## Set problem
Scan the data for "styles" and copy the lines it appears in.

## Recorded data
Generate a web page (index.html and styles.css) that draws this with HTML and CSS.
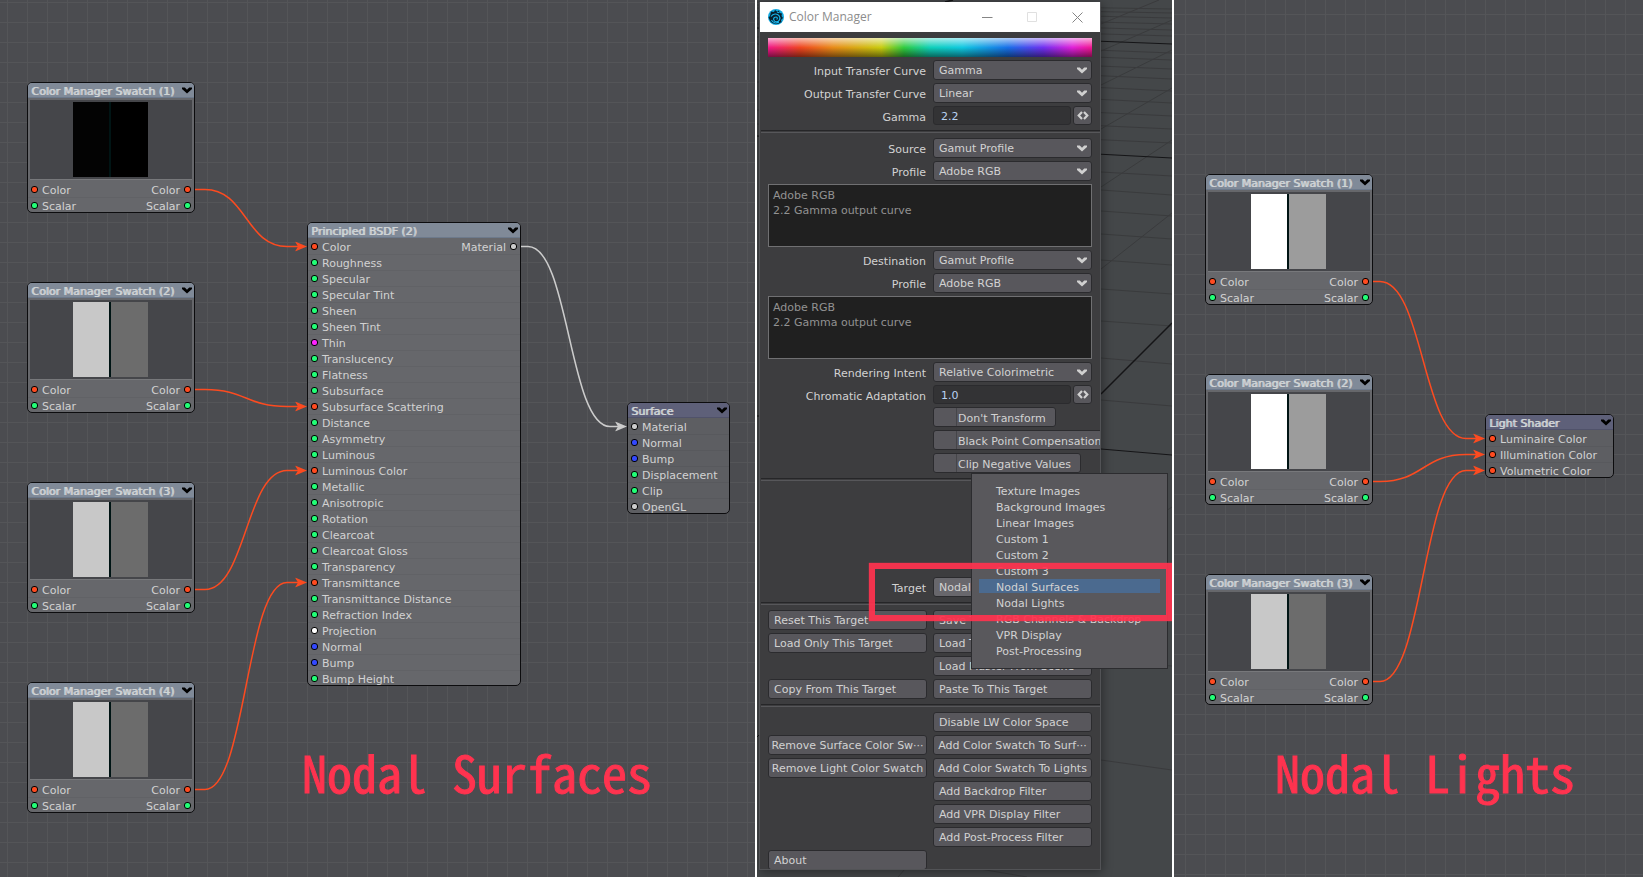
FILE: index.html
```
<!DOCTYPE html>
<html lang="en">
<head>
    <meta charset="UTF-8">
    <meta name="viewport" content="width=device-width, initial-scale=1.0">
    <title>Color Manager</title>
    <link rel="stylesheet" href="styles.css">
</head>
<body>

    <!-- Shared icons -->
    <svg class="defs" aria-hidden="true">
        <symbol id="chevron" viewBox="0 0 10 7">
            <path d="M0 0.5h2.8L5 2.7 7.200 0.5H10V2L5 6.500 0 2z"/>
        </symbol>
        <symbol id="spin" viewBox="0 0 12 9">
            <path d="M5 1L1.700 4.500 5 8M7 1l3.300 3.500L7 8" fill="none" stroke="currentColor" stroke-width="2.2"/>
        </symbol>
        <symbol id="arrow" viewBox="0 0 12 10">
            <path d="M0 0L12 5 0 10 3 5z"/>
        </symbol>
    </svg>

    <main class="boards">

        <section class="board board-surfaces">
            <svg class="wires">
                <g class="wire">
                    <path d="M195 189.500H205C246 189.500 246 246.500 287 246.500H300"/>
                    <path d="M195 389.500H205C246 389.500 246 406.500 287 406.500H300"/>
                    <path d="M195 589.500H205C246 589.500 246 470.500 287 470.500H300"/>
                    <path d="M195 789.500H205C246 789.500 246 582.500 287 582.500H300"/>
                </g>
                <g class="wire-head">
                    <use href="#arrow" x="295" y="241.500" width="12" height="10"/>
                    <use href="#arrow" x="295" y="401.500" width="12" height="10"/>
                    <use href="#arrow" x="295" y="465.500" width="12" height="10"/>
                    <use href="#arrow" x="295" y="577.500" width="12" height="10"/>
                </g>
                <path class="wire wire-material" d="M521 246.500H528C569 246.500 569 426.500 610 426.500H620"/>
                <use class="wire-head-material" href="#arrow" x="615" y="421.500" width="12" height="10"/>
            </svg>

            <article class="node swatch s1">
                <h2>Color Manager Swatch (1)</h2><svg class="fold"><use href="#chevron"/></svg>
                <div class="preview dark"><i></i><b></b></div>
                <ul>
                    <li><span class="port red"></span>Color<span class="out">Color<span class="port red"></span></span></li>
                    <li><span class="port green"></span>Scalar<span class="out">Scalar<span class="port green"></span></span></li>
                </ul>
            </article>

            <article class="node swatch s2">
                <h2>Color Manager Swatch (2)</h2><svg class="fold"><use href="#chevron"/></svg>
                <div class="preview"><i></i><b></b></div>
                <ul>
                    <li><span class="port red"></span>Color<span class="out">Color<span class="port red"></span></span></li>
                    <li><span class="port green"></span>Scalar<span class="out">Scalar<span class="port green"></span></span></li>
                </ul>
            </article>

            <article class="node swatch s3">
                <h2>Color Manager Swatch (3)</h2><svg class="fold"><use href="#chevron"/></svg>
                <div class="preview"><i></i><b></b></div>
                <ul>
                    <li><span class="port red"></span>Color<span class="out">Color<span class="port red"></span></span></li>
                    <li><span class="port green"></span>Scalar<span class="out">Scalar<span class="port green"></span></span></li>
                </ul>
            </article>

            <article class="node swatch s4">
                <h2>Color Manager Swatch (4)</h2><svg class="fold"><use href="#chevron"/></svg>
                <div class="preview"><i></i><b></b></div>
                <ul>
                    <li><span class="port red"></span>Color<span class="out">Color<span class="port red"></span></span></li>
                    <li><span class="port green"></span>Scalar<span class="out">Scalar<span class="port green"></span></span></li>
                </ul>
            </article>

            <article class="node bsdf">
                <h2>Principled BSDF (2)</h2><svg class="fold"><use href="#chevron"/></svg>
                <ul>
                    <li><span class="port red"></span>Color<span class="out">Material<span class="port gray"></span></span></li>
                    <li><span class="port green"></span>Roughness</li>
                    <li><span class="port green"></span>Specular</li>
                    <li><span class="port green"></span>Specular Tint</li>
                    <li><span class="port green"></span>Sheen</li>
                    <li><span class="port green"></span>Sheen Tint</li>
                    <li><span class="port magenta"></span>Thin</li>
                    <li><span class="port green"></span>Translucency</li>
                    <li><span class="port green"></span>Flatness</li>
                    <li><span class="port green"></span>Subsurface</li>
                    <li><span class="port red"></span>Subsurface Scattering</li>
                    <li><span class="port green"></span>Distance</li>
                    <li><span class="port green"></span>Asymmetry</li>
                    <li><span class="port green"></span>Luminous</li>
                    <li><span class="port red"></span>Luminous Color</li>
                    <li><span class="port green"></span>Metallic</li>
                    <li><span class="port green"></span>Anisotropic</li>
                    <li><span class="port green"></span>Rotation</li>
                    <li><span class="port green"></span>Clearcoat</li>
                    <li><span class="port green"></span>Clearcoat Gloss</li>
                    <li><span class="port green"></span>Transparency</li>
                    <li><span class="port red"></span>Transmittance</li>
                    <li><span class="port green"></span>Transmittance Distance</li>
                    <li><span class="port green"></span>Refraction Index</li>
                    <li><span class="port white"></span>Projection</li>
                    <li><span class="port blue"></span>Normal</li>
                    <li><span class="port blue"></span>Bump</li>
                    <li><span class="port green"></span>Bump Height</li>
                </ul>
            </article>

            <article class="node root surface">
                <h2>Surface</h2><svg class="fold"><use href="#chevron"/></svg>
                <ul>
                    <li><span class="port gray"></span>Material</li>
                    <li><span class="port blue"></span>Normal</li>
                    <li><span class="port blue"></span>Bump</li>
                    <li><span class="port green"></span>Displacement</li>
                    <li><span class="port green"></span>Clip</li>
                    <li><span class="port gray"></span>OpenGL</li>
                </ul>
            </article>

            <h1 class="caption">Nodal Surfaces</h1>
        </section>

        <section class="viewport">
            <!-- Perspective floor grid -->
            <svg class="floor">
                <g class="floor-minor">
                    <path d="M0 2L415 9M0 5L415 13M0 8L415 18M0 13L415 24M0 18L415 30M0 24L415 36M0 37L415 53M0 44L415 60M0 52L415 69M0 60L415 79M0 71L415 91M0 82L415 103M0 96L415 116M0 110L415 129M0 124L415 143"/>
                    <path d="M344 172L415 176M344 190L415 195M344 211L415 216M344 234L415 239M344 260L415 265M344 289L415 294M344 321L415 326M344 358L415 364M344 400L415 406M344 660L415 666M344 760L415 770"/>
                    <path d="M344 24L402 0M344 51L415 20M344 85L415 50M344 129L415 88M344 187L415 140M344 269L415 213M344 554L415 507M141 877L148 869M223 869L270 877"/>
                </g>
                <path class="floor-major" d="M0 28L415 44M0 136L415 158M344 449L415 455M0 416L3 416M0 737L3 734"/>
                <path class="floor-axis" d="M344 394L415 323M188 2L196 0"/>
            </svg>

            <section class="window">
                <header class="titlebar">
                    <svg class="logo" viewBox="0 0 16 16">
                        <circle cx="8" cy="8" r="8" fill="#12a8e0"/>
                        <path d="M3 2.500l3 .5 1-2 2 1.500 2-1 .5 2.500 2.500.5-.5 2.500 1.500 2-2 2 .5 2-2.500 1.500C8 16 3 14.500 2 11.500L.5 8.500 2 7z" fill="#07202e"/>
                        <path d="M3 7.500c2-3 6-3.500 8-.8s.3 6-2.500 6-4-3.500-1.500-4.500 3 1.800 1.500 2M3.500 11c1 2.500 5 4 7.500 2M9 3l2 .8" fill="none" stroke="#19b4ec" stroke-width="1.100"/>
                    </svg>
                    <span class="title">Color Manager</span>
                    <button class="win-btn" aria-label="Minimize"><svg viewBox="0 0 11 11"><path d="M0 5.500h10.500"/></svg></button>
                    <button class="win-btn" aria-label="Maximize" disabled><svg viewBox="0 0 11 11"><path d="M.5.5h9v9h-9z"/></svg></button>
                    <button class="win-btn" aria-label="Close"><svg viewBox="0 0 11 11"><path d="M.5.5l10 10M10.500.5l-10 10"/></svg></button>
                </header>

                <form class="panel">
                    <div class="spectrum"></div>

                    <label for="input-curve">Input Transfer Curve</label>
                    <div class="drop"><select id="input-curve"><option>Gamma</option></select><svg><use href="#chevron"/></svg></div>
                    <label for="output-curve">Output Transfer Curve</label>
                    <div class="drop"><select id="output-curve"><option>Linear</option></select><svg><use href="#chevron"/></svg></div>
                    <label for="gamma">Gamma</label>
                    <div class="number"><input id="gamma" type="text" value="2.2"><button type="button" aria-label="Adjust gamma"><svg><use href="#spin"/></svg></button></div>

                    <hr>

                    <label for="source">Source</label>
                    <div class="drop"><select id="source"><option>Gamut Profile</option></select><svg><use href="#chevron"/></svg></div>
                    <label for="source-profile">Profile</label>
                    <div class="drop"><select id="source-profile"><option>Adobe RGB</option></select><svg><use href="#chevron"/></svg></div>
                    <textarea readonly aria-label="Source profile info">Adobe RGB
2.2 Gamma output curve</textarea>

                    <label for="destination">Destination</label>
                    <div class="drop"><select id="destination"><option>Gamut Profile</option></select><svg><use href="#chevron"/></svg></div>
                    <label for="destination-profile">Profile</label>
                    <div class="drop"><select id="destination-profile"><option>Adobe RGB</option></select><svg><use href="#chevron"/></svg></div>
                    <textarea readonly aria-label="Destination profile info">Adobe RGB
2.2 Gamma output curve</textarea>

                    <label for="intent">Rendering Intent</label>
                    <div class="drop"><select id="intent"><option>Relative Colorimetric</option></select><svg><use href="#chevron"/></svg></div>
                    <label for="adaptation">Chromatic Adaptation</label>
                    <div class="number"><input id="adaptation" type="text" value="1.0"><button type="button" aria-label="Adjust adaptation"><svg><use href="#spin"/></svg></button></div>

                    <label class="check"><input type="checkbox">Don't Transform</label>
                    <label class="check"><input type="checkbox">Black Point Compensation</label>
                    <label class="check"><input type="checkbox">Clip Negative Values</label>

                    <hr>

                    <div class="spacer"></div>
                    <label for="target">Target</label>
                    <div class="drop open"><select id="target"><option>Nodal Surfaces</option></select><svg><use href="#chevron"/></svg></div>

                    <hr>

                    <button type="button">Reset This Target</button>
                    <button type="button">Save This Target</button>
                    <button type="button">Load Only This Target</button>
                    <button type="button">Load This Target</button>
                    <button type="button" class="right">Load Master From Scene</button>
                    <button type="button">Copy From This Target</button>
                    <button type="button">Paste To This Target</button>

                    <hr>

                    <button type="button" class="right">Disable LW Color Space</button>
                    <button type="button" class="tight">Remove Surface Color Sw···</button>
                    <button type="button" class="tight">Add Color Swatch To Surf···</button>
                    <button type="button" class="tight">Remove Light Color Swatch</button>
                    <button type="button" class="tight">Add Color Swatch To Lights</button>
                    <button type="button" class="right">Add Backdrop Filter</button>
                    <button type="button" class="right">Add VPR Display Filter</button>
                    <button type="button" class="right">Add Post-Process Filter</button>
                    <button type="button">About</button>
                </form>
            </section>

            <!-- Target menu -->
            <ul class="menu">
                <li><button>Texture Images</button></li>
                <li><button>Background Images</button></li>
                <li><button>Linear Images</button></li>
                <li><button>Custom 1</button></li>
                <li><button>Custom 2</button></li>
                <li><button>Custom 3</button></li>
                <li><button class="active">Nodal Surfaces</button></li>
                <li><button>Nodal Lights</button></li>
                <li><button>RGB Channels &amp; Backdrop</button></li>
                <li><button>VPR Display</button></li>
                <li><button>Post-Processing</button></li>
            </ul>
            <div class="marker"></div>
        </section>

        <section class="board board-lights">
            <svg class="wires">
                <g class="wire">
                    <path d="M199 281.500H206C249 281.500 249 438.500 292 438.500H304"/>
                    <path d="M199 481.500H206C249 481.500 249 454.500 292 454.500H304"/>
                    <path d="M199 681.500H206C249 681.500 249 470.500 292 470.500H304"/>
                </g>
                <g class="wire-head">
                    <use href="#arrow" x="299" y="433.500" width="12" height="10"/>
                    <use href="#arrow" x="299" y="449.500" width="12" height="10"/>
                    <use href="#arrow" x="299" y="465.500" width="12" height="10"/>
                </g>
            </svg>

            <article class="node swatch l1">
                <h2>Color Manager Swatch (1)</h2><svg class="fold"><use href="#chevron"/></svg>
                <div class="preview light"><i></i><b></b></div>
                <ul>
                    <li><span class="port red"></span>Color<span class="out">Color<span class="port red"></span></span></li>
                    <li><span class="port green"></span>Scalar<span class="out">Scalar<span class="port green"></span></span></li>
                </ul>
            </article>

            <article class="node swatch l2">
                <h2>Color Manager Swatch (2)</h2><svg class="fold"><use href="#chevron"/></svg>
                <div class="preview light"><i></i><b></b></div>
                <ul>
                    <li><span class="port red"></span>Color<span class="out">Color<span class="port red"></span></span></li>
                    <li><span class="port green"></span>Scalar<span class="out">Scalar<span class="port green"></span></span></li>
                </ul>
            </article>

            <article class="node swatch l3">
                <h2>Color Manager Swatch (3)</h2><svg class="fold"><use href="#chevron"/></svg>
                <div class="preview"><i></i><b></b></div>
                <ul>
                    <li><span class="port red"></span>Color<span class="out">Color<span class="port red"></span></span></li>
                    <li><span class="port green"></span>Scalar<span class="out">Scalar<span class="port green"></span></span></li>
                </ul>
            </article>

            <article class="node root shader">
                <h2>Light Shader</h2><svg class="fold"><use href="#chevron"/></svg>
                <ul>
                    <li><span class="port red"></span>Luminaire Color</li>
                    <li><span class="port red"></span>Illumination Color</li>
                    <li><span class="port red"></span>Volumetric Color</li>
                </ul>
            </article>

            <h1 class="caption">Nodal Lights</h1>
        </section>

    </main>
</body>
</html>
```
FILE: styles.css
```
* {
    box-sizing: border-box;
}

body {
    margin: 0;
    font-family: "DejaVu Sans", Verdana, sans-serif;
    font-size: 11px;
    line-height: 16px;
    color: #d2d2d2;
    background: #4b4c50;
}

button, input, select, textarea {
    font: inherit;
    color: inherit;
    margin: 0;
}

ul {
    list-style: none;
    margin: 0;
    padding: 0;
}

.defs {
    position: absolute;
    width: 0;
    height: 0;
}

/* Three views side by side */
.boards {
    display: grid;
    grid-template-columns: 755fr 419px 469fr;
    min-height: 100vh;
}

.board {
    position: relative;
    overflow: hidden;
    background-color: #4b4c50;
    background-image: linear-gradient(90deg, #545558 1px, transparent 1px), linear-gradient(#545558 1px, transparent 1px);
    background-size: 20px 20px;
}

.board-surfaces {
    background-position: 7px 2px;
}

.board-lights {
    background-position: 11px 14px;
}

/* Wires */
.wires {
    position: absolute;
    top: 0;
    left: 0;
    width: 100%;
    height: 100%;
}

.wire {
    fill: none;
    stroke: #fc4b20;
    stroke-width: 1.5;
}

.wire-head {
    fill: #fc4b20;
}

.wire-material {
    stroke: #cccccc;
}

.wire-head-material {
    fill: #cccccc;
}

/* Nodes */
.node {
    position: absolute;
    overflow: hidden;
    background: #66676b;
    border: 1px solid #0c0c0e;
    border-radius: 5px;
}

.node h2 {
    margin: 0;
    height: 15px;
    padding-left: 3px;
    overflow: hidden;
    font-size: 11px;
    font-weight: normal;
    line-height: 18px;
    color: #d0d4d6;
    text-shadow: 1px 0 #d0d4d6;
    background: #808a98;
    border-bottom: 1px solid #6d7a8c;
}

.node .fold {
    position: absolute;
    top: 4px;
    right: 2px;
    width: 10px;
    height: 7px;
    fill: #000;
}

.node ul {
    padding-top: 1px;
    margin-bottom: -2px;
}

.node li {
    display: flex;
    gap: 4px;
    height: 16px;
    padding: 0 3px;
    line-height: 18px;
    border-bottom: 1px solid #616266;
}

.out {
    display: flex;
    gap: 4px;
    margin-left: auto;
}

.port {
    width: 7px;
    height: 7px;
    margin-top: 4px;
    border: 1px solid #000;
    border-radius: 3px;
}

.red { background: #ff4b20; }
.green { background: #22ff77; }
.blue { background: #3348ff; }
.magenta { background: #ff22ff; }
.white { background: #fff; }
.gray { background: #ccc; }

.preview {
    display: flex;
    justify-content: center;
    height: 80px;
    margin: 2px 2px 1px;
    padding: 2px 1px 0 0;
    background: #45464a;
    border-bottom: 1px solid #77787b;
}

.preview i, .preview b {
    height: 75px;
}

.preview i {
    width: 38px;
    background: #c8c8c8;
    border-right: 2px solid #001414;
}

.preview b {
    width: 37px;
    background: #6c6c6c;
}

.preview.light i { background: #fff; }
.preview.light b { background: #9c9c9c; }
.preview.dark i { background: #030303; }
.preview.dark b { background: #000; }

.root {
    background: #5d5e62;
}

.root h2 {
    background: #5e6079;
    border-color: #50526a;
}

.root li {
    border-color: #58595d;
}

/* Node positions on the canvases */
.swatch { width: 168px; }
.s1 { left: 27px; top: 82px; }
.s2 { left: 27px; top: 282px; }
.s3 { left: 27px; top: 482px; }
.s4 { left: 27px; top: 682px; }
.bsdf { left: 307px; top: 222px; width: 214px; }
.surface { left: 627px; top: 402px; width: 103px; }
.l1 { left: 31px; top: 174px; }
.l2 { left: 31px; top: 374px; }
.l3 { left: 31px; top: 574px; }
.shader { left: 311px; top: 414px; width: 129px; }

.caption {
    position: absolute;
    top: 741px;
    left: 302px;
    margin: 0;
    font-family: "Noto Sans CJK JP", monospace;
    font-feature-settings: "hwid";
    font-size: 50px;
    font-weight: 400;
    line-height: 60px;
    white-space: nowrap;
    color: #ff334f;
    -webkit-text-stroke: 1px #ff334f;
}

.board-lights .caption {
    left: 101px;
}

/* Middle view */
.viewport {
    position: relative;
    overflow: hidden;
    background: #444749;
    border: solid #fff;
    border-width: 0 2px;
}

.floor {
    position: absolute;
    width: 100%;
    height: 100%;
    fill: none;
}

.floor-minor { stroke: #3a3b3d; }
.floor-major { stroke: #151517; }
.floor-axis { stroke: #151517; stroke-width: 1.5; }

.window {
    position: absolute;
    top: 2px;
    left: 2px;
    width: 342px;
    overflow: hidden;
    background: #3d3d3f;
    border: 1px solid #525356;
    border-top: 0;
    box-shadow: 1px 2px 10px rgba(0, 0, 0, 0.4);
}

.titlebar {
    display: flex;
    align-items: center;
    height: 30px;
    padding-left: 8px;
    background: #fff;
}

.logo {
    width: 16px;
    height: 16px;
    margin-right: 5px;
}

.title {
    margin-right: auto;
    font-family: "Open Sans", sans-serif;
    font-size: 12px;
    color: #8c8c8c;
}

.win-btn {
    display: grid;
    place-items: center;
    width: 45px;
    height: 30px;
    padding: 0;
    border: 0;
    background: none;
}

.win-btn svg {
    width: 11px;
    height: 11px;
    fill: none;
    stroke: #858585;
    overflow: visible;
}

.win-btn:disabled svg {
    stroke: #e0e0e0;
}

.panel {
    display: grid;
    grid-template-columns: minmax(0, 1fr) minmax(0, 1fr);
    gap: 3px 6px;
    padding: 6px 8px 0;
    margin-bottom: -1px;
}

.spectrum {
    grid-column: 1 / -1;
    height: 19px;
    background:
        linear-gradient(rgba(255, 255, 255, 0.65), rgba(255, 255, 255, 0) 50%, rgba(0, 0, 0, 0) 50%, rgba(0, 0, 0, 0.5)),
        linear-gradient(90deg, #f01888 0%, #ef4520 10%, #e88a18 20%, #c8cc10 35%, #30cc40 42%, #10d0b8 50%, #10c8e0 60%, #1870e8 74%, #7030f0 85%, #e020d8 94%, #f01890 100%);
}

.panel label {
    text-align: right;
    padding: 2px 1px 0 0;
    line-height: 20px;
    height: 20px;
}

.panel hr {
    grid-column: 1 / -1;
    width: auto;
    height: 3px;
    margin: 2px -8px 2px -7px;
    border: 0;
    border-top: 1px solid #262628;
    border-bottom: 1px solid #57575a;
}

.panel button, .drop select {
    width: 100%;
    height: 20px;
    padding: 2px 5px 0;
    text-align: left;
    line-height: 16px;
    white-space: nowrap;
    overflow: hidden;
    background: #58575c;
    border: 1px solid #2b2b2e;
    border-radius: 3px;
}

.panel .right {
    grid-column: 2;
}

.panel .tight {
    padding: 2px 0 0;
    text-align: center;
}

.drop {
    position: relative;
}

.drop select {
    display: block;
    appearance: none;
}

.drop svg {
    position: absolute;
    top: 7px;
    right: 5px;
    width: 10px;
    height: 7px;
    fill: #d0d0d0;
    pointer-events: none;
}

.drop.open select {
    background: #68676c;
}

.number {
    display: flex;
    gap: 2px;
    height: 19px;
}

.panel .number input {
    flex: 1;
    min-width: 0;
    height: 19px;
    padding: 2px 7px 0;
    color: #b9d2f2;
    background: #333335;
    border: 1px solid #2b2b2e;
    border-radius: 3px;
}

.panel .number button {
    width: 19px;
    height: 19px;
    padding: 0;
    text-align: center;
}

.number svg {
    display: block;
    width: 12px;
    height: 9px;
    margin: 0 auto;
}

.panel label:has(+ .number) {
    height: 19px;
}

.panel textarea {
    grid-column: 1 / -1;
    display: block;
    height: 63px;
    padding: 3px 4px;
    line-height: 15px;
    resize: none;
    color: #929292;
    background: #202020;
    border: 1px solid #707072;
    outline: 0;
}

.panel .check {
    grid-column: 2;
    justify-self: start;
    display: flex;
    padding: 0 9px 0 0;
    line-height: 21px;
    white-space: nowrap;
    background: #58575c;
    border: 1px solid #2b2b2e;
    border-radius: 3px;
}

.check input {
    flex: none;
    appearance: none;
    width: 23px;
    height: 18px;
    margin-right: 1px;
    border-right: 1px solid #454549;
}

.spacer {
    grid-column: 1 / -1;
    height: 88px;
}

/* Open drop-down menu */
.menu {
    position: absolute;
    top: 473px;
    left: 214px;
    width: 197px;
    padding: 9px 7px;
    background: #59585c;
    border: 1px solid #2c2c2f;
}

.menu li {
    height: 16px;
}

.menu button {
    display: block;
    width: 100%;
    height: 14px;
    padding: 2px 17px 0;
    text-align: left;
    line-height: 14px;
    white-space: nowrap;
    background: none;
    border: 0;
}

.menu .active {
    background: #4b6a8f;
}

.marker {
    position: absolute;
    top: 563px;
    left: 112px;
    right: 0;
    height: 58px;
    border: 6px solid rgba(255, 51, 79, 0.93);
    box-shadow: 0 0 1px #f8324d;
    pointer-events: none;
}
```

## Final result
Generate a web page (index.html and styles.css) that draws this with HTML and CSS.
    <link rel="stylesheet" href="styles.css">
FILE: styles.css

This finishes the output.